-- What is asked --
Leave out the images and repeat the listing below without a single change.

§

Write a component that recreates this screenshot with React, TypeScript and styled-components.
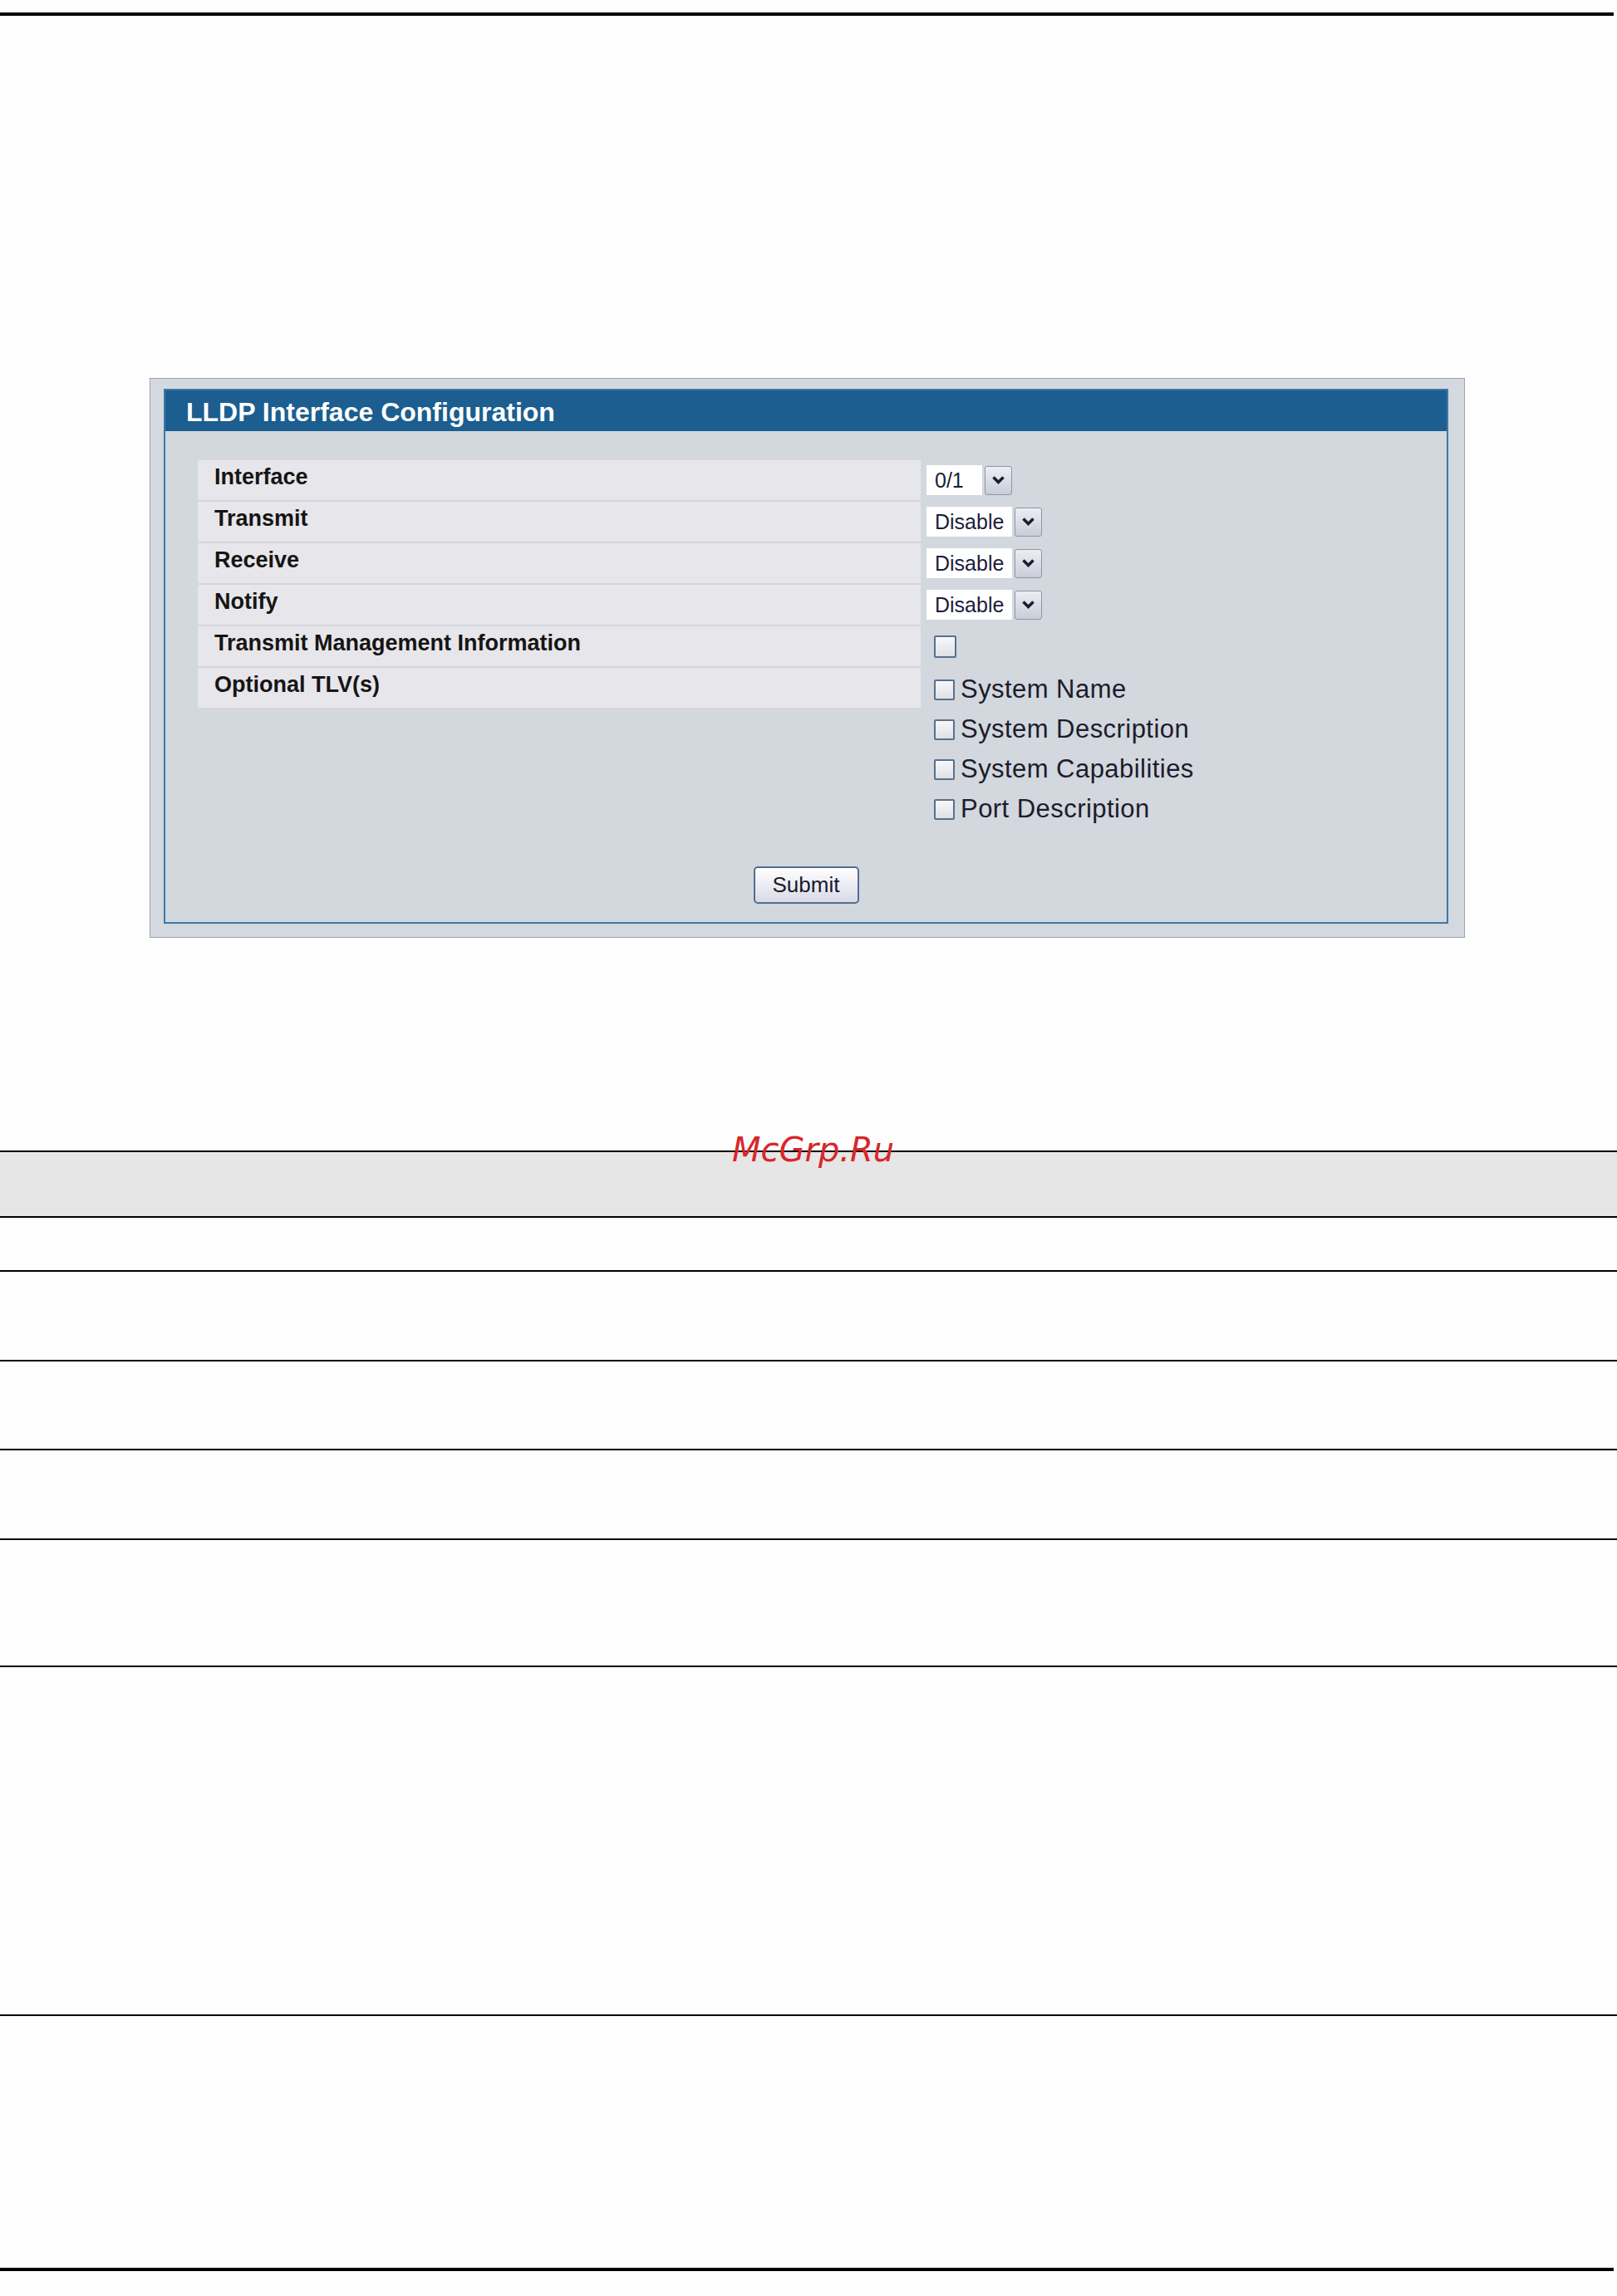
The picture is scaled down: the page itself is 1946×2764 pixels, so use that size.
import React from "react";
import styled, { createGlobalStyle } from "styled-components";

const GlobalStyle = createGlobalStyle`
  html, body {
    margin: 0;
    padding: 0;
    background: #fefefe;
  }
  body {
    font-family: "Liberation Sans", Arial, sans-serif;
  }
`;

const Page = styled.div`
  width: 1946px;
  height: 2764px;
  padding-top: 15px;
  box-sizing: border-box;
`;

const ThickRule = styled.div<{ $top: number }>`
  width: 1942px;
  height: 4px;
  margin-top: ${({ $top }) => $top}px;
  background: #000;
`;

const OuterPanel = styled.div`
  box-sizing: border-box;
  width: 1583px;
  margin: 436px 0 0 180px;
  padding: 12px 19px 16px 16px;
  background: #d4d8df;
  border: 1px solid #9ea4ac;
`;

const InnerPanel = styled.div`
  border: 2px solid #3b78a8;
  background: #d3d7de;
`;

const Header = styled.div`
  box-sizing: border-box;
  height: 49px;
  display: flex;
  align-items: center;
  padding: 4px 0 0 25px;
  background: #1b5e8f;
  color: #fff;
  font-size: 32px;
  font-weight: bold;
`;

const Body = styled.div`
  padding: 35px 39px 22px 39px;
`;

const FormGrid = styled.div`
  display: grid;
  grid-template-columns: 870px 1fr;
  column-gap: 7px;
  row-gap: 2px;
  align-items: start;
`;

const LabelCell = styled.div`
  box-sizing: border-box;
  height: 48px;
  padding: 5px 0 0 20px;
  background: #e7e6ea;
  color: #151515;
  font-size: 27px;
  font-weight: bold;
`;

const ControlCell = styled.div`
  min-height: 48px;
  display: flex;
  align-items: center;
`;

const SelectBox = styled.div`
  display: flex;
  align-items: center;
  gap: 3px;
`;

const SelectField = styled.div<{ $width: number }>`
  box-sizing: border-box;
  width: ${({ $width }) => $width}px;
  height: 36px;
  padding-left: 10px;
  display: flex;
  align-items: center;
  background: #fff;
  color: #1c1c3a;
  font-size: 25px;
`;

const ArrowButton = styled.div`
  box-sizing: border-box;
  width: 33px;
  height: 35px;
  display: flex;
  align-items: center;
  justify-content: center;
  border: 1px solid #8d97a6;
  border-radius: 3px;
  background: linear-gradient(#eceef3, #c9cdd8);
`;

const Check = styled.input.attrs({ type: "checkbox" })<{ $size?: number }>`
  appearance: none;
  box-sizing: border-box;
  width: ${({ $size }) => $size ?? 25}px;
  height: ${({ $size }) => $size ?? 25}px;
  margin: 0 0 0 9px;
  border: 2px solid #55718f;
  border-radius: 2px;
  background: linear-gradient(#f8f8fa, #dfe0e6);
`;

const OptionList = styled.div`
  padding-top: 2px;
  display: flex;
  flex-direction: column;
`;

const OptionItem = styled.label`
  height: 48px;
  display: flex;
  align-items: center;
  gap: 7px;
  color: #1c1c2c;
  font-size: 31px;
  letter-spacing: 0.45px;
`;

const ButtonRow = styled.div`
  display: flex;
  justify-content: center;
  margin-top: 45px;
`;

const SubmitButton = styled.button`
  box-sizing: border-box;
  width: 127px;
  height: 45px;
  padding: 0;
  border: 2px solid #4f6f92;
  border-radius: 5px;
  background: linear-gradient(#ffffff, #d9d9e8);
  color: #1a1a2a;
  font-family: "Liberation Sans", Arial, sans-serif;
  font-size: 26px;
`;

const Table = styled.div`
  position: relative;
  margin-top: 256px;
  border-bottom: 2px solid #000;
`;

const TableRow = styled.div<{ $height: number; $shaded?: boolean }>`
  box-sizing: border-box;
  height: ${({ $height }) => $height}px;
  border-top: 2px solid #000;
  background: ${({ $shaded }) => ($shaded ? "#e6e6e6" : "transparent")};
`;

const Watermark = styled.div`
  position: absolute;
  top: -21px;
  left: 881px;
  color: #d8262a;
  font-family: "DejaVu Sans", sans-serif;
  font-style: italic;
  font-size: 40px;
  line-height: 40px;
  white-space: nowrap;
`;

const Chevron = () => (
  <svg width="17" height="12" viewBox="0 0 17 12">
    <path d="M2.5 2.5 L8.5 8.5 L14.5 2.5" fill="none" stroke="#1c1c2c" strokeWidth="3.5" />
  </svg>
);

const Select = ({ value, width }: { value: string; width: number }) => (
  <SelectBox>
    <SelectField $width={width}>{value}</SelectField>
    <ArrowButton>
      <Chevron />
    </ArrowButton>
  </SelectBox>
);

const tlvs = ["System Name", "System Description", "System Capabilities", "Port Description"];
const tableRows = [65, 108, 107, 108, 153, 420];

export default function App() {
  return (
    <>
      <GlobalStyle />
      <Page>
        <ThickRule $top={0} />
        <OuterPanel>
          <InnerPanel>
            <Header>LLDP Interface Configuration</Header>
            <Body>
              <FormGrid>
                <LabelCell>Interface</LabelCell>
                <ControlCell>
                  <Select value="0/1" width={67} />
                </ControlCell>
                <LabelCell>Transmit</LabelCell>
                <ControlCell>
                  <Select value="Disable" width={103} />
                </ControlCell>
                <LabelCell>Receive</LabelCell>
                <ControlCell>
                  <Select value="Disable" width={103} />
                </ControlCell>
                <LabelCell>Notify</LabelCell>
                <ControlCell>
                  <Select value="Disable" width={103} />
                </ControlCell>
                <LabelCell>Transmit Management Information</LabelCell>
                <ControlCell>
                  <Check $size={27} />
                </ControlCell>
                <LabelCell>Optional TLV(s)</LabelCell>
                <OptionList>
                  {tlvs.map((t) => (
                    <OptionItem key={t}>
                      <Check />
                      {t}
                    </OptionItem>
                  ))}
                </OptionList>
              </FormGrid>
              <ButtonRow>
                <SubmitButton>Submit</SubmitButton>
              </ButtonRow>
            </Body>
          </InnerPanel>
        </OuterPanel>
        <Table>
          <Watermark>McGrp.Ru</Watermark>
          <TableRow $height={79} $shaded />
          {tableRows.map((h, i) => (
            <TableRow key={i} $height={h} />
          ))}
        </Table>
        <ThickRule $top={303} />
      </Page>
    </>
  );
}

§

-- Solution --
Write a component that recreates this screenshot with React, TypeScript and styled-components.
The picture is scaled down: the page itself is 1946×2764 pixels, so use that size.
import React from "react";
import styled, { createGlobalStyle } from "styled-components";

const GlobalStyle = createGlobalStyle`
  html, body {
    margin: 0;
    padding: 0;
    background: #fefefe;
  }
  body {
    font-family: "Liberation Sans", Arial, sans-serif;
  }
`;

const Page = styled.div`
  width: 1946px;
  height: 2764px;
  padding-top: 15px;
  box-sizing: border-box;
`;

const ThickRule = styled.div<{ $top: number }>`
  width: 1942px;
  height: 4px;
  margin-top: ${({ $top }) => $top}px;
  background: #000;
`;

const OuterPanel = styled.div`
  box-sizing: border-box;
  width: 1583px;
  margin: 436px 0 0 180px;
  padding: 12px 19px 16px 16px;
  background: #d4d8df;
  border: 1px solid #9ea4ac;
`;

const InnerPanel = styled.div`
  border: 2px solid #3b78a8;
  background: #d3d7de;
`;

const Header = styled.div`
  box-sizing: border-box;
  height: 49px;
  display: flex;
  align-items: center;
  padding: 4px 0 0 25px;
  background: #1b5e8f;
  color: #fff;
  font-size: 32px;
  font-weight: bold;
`;

const Body = styled.div`
  padding: 35px 39px 22px 39px;
`;

const FormGrid = styled.div`
  display: grid;
  grid-template-columns: 870px 1fr;
  column-gap: 7px;
  row-gap: 2px;
  align-items: start;
`;

const LabelCell = styled.div`
  box-sizing: border-box;
  height: 48px;
  padding: 5px 0 0 20px;
  background: #e7e6ea;
  color: #151515;
  font-size: 27px;
  font-weight: bold;
`;

const ControlCell = styled.div`
  min-height: 48px;
  display: flex;
  align-items: center;
`;

const SelectBox = styled.div`
  display: flex;
  align-items: center;
  gap: 3px;
`;

const SelectField = styled.div<{ $width: number }>`
  box-sizing: border-box;
  width: ${({ $width }) => $width}px;
  height: 36px;
  padding-left: 10px;
  display: flex;
  align-items: center;
  background: #fff;
  color: #1c1c3a;
  font-size: 25px;
`;

const ArrowButton = styled.div`
  box-sizing: border-box;
  width: 33px;
  height: 35px;
  display: flex;
  align-items: center;
  justify-content: center;
  border: 1px solid #8d97a6;
  border-radius: 3px;
  background: linear-gradient(#eceef3, #c9cdd8);
`;

const Check = styled.input.attrs({ type: "checkbox" })<{ $size?: number }>`
  appearance: none;
  box-sizing: border-box;
  width: ${({ $size }) => $size ?? 25}px;
  height: ${({ $size }) => $size ?? 25}px;
  margin: 0 0 0 9px;
  border: 2px solid #55718f;
  border-radius: 2px;
  background: linear-gradient(#f8f8fa, #dfe0e6);
`;

const OptionList = styled.div`
  padding-top: 2px;
  display: flex;
  flex-direction: column;
`;

const OptionItem = styled.label`
  height: 48px;
  display: flex;
  align-items: center;
  gap: 7px;
  color: #1c1c2c;
  font-size: 31px;
  letter-spacing: 0.45px;
`;

const ButtonRow = styled.div`
  display: flex;
  justify-content: center;
  margin-top: 45px;
`;

const SubmitButton = styled.button`
  box-sizing: border-box;
  width: 127px;
  height: 45px;
  padding: 0;
  border: 2px solid #4f6f92;
  border-radius: 5px;
  background: linear-gradient(#ffffff, #d9d9e8);
  color: #1a1a2a;
  font-family: "Liberation Sans", Arial, sans-serif;
  font-size: 26px;
`;

const Table = styled.div`
  position: relative;
  margin-top: 256px;
  border-bottom: 2px solid #000;
`;

const TableRow = styled.div<{ $height: number; $shaded?: boolean }>`
  box-sizing: border-box;
  height: ${({ $height }) => $height}px;
  border-top: 2px solid #000;
  background: ${({ $shaded }) => ($shaded ? "#e6e6e6" : "transparent")};
`;

const Watermark = styled.div`
  position: absolute;
  top: -21px;
  left: 881px;
  color: #d8262a;
  font-family: "DejaVu Sans", sans-serif;
  font-style: italic;
  font-size: 40px;
  line-height: 40px;
  white-space: nowrap;
`;

const Chevron = () => (
  <svg width="17" height="12" viewBox="0 0 17 12">
    <path d="M2.5 2.5 L8.5 8.5 L14.5 2.5" fill="none" stroke="#1c1c2c" strokeWidth="3.5" />
  </svg>
);

const Select = ({ value, width }: { value: string; width: number }) => (
  <SelectBox>
    <SelectField $width={width}>{value}</SelectField>
    <ArrowButton>
      <Chevron />
    </ArrowButton>
  </SelectBox>
);

const tlvs = ["System Name", "System Description", "System Capabilities", "Port Description"];
const tableRows = [65, 108, 107, 108, 153, 420];

export default function App() {
  return (
    <>
      <GlobalStyle />
      <Page>
        <ThickRule $top={0} />
        <OuterPanel>
          <InnerPanel>
            <Header>LLDP Interface Configuration</Header>
            <Body>
              <FormGrid>
                <LabelCell>Interface</LabelCell>
                <ControlCell>
                  <Select value="0/1" width={67} />
                </ControlCell>
                <LabelCell>Transmit</LabelCell>
                <ControlCell>
                  <Select value="Disable" width={103} />
                </ControlCell>
                <LabelCell>Receive</LabelCell>
                <ControlCell>
                  <Select value="Disable" width={103} />
                </ControlCell>
                <LabelCell>Notify</LabelCell>
                <ControlCell>
                  <Select value="Disable" width={103} />
                </ControlCell>
                <LabelCell>Transmit Management Information</LabelCell>
                <ControlCell>
                  <Check $size={27} />
                </ControlCell>
                <LabelCell>Optional TLV(s)</LabelCell>
                <OptionList>
                  {tlvs.map((t) => (
                    <OptionItem key={t}>
                      <Check />
                      {t}
                    </OptionItem>
                  ))}
                </OptionList>
              </FormGrid>
              <ButtonRow>
                <SubmitButton>Submit</SubmitButton>
              </ButtonRow>
            </Body>
          </InnerPanel>
        </OuterPanel>
        <Table>
          <Watermark>McGrp.Ru</Watermark>
          <TableRow $height={79} $shaded />
          {tableRows.map((h, i) => (
            <TableRow key={i} $height={h} />
          ))}
        </Table>
        <ThickRule $top={303} />
      </Page>
    </>
  );
}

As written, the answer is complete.